Gravissant les échelons vitesse grand V, il devient secrétaire général d'En Marche! en octobre 2016. Une métamorphose qui agace certains camarades de la rue Solférino. A commencer par son ancien mentor, le socialiste Kofi Yamgnane, qui le désavoue publiquement. "Il a trahi idéologiquement le PS. On ne peut pas être dans l'aile gauche du PS, flirter avec les frondeurs et partir dans un mouvement qui est plus à droite qu'à gauche !", fustige-t-il dans Ouest-France. Qu’importe, Richard Ferrand s’est trouvé un nouveau guide et est bien décidé à partir à la conquête du pouvoir. Dans un mouvement où tout est à construire, il devient rapidement un pilier de galaxie Macron.

Tout passe entre ses mains : pilotage des comités locaux, formation de groupe d’experts, débusquage de référents dans les départements, chauffeur de salle dans les meetings d’En Marche!.. Et accessoirement démineur. Comme après la sortie en direct de Jacques Attali, pourtant à l’origine de l’ascension politique d’Emmanuel Macron, le 26 avril. Avec une légèreté déconcertante, l’économiste qualifie le sort des salariés de Whirlpool "d’anecdote". Au même moment, Emmanuel Macron se rend dans sa ville natale d’Amiens pour rencontrer l’intersyndicale et faire valoir sa méthode. Forcément, la sortie d’Attali fait tache d'huile. Réaction illico du secrétaire général dans un tweet rageur : "Qu’il se taise !"

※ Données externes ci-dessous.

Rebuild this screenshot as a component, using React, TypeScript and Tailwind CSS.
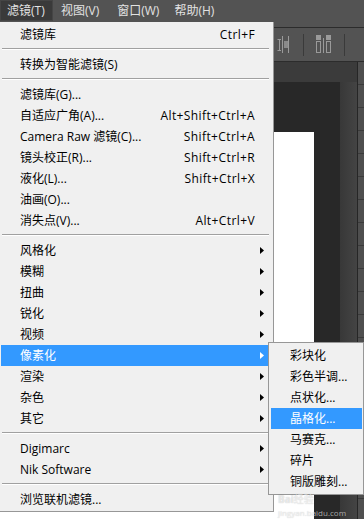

Un déminage loin d’être isolé. Alors qu’Emmanuel Macron attire les caciques politico-médiatiques, Ferrand ferraille pour ne pas faire passer son candidat pour une recyclerie. Laurence Parisot viserait Matignon ? L’ancienne patronne du MEDEF a beau démentir l’information dans la foulée, le secrétaire général dénonce son carriérisme. Alain Minc déclare sa flamme à Emmanuel Macron ? Le chantre de la "mondialisation heureuse " est "snipé" en 140 caractères : "Ce n’est pas la girouette qui tourne, c’est le vent, disait Edgar Faure. Transmis à Alain Minc, qui a naguère prédit et voulu notre échec."

Un an après le lancement d’En Marche!, l’ascension réalisée par le tandem est, elle, vertigineuse. En haute montagne, on arrive pas au sommet par hasard, estime au Monde Bernard Poignant, ex-conseiller du président sortant Hollande. "Son destin est très particulier. Dans la vie politique, il ne faut jamais courir après l’événement, mais savoir le saisir quand il passe. C’est ce qu’a fait Richard."